_Data_
--------------------------------
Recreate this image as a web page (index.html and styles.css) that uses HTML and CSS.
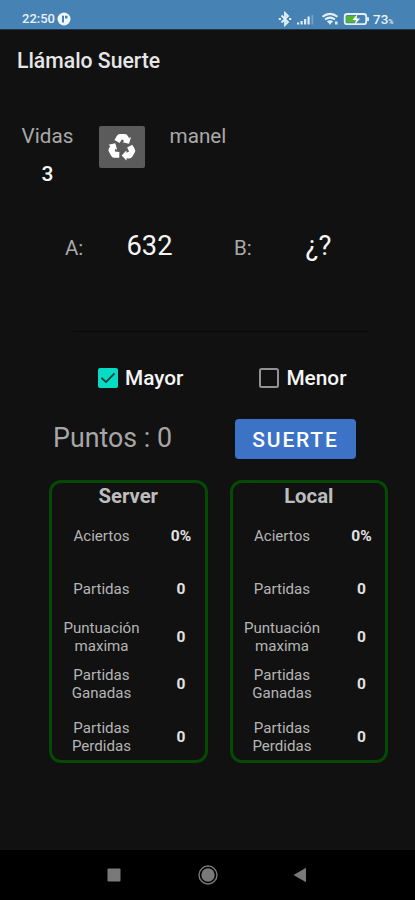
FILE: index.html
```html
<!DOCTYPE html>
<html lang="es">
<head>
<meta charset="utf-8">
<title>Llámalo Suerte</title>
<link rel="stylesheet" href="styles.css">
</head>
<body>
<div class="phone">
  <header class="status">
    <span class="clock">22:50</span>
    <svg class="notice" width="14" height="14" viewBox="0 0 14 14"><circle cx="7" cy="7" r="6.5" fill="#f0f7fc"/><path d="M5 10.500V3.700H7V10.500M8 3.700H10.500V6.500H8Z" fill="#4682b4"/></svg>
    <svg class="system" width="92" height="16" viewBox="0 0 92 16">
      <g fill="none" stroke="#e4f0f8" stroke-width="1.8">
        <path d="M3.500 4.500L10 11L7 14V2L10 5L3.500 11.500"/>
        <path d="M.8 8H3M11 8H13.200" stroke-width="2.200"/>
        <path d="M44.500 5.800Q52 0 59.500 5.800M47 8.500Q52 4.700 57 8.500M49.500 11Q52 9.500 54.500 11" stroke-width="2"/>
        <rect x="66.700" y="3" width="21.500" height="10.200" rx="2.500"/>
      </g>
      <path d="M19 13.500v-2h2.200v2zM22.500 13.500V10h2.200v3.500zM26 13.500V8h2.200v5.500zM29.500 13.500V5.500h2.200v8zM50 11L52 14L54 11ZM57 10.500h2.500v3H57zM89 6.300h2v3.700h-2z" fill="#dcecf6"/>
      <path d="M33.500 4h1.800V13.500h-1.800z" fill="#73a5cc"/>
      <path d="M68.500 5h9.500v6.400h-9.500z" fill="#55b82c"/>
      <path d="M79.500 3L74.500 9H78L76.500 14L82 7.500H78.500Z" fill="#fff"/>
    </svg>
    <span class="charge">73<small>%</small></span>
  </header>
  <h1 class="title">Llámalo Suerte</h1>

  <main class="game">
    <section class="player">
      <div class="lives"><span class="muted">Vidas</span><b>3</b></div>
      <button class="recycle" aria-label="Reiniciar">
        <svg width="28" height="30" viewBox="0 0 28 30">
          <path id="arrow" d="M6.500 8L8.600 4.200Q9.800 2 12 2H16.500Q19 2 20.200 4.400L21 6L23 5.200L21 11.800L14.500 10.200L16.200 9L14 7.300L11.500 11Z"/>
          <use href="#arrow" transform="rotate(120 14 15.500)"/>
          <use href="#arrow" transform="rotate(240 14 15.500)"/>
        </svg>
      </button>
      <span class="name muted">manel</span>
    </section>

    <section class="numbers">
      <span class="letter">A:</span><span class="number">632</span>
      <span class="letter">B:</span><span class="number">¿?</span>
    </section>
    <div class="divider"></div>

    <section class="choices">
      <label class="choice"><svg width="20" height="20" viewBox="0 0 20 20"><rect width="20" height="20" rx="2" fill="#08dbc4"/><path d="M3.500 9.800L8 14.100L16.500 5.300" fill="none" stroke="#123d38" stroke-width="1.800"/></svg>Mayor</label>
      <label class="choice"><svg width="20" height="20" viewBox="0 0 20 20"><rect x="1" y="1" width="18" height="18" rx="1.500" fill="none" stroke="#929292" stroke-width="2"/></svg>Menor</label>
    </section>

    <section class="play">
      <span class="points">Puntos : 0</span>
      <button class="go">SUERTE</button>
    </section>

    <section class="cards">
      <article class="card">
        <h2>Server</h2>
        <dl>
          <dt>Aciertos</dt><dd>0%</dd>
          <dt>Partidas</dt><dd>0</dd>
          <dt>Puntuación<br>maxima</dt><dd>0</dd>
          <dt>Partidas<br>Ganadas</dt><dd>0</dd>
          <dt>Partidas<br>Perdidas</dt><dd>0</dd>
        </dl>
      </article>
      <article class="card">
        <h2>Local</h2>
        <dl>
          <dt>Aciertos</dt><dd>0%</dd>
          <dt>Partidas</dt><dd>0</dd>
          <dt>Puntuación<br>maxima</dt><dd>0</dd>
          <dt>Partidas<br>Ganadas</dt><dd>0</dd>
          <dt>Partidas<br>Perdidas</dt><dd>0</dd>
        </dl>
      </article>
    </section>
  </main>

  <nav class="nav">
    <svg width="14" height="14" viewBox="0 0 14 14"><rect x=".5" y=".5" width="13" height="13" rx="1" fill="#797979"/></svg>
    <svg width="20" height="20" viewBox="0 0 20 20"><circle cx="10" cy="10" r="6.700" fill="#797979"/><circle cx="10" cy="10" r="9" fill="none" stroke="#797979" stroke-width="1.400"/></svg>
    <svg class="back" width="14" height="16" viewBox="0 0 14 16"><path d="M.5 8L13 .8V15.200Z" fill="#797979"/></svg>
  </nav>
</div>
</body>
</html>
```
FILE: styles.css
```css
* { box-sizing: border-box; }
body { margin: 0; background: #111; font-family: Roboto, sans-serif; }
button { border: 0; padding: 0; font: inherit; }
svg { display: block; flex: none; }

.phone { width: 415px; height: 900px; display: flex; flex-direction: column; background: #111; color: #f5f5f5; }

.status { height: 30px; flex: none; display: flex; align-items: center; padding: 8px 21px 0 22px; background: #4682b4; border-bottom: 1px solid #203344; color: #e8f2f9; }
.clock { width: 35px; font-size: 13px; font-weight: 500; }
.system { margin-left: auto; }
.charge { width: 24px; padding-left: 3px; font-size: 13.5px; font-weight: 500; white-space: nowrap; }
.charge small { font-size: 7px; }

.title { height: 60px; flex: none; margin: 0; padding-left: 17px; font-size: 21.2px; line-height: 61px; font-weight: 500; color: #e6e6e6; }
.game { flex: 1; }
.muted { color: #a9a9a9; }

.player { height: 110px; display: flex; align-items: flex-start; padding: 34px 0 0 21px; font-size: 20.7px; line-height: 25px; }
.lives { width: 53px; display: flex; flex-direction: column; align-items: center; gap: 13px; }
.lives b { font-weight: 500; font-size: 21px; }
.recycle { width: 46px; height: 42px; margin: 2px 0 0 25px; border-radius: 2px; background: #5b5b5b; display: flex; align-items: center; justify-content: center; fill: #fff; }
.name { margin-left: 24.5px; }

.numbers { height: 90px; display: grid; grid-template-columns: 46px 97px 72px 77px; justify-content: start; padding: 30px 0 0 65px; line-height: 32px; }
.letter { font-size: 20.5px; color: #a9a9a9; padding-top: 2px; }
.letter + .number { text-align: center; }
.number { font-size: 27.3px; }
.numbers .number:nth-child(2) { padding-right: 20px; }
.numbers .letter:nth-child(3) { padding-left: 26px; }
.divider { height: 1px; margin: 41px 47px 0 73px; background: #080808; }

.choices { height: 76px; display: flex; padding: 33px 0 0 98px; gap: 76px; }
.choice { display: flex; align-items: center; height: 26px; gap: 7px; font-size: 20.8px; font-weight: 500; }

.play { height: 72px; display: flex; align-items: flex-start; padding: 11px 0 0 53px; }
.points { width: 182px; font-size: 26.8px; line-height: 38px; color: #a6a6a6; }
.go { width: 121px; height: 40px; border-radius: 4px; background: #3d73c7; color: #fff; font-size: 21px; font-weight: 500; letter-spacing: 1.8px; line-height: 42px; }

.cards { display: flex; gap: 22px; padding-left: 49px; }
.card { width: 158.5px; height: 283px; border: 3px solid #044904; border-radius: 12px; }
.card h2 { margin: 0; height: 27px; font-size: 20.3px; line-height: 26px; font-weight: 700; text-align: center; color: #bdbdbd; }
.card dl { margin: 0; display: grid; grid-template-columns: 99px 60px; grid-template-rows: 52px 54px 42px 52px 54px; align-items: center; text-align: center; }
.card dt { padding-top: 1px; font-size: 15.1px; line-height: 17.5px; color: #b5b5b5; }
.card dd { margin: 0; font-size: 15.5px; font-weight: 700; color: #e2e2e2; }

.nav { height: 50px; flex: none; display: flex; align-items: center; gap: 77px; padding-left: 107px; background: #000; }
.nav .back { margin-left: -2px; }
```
--------------------------------
_Brief_
In the material above, how many lines hold the word "styles"? Say only the number.

_Problem solution_
3